The Beach Club will also deprive taxi drivers, tour providers, Junkanoo Beach vendors and Fish Fry vendors of an opportunity to earn directly from those hundreds of thousands of visitors. The Bahamas will count those visitors but they will leave relatively little behind for the general economy.

BAHAMIAN GROWTH

The notion that a minority portion of the RCCL investment will be reserved for Bahamians is a poor substitute for depriving hundreds of Bahamian vendors of direct income.

The Atlantis objection is seeking to solve the minor problem. While there might be some environmental issues to be solved, those solutions will still leave the stench of economic betrayal of the small man and other Bahamian entrepreneurs in this deal.

The job of the government is to use taxpayers’ money to accelerate the economic growth and development of The Bahamas and ensure that the benefits derived therefrom are spread as equitably and widely as possible.
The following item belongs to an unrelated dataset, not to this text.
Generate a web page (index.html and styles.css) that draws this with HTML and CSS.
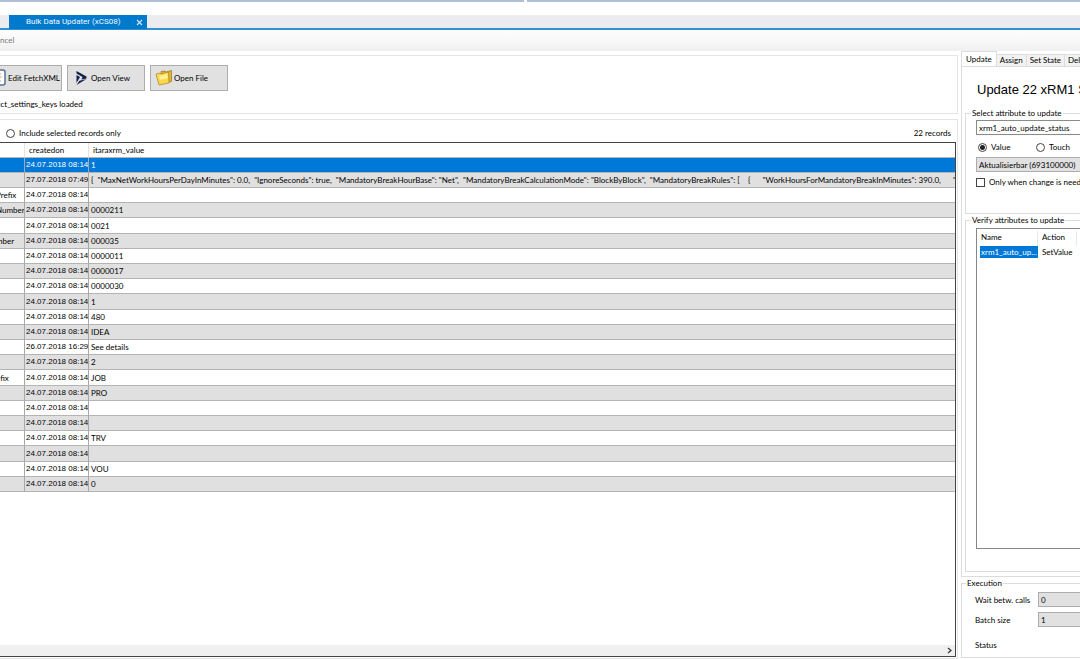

This is a bad deal for the environment. It is a poor deal economically. It is a colossal failure by some Bahamian leaders to dramatically transform downtown and to transform their own thinking in terms of industrial strategy in tourism, including diversification within the industry and the redevelopment of the City of Nassau.

More in the weeks ahead.

Comments

BONEFISH 1 year ago

A Jamaican hotelier said years ago that the cruise cruise lines are competing against the land based hotels in the Caribbean. Cruise ship arrivals have driven the growth in the Bahamas tourism numbers since the nineties. In fact, more people visit the Bahamas by cruise ship than come by air. The cruise lines have their destinations within this country.

There needs to be a system of local government on the island of New Providence inclusive of the city of Nassau. The city of Nassau should have been governed by a mayor and council. Bahamians see it when they visit Miami,Fort Lauderdale and Orlando. Bahamians do not want change and do not understand the mechanics of the governance of a modern society.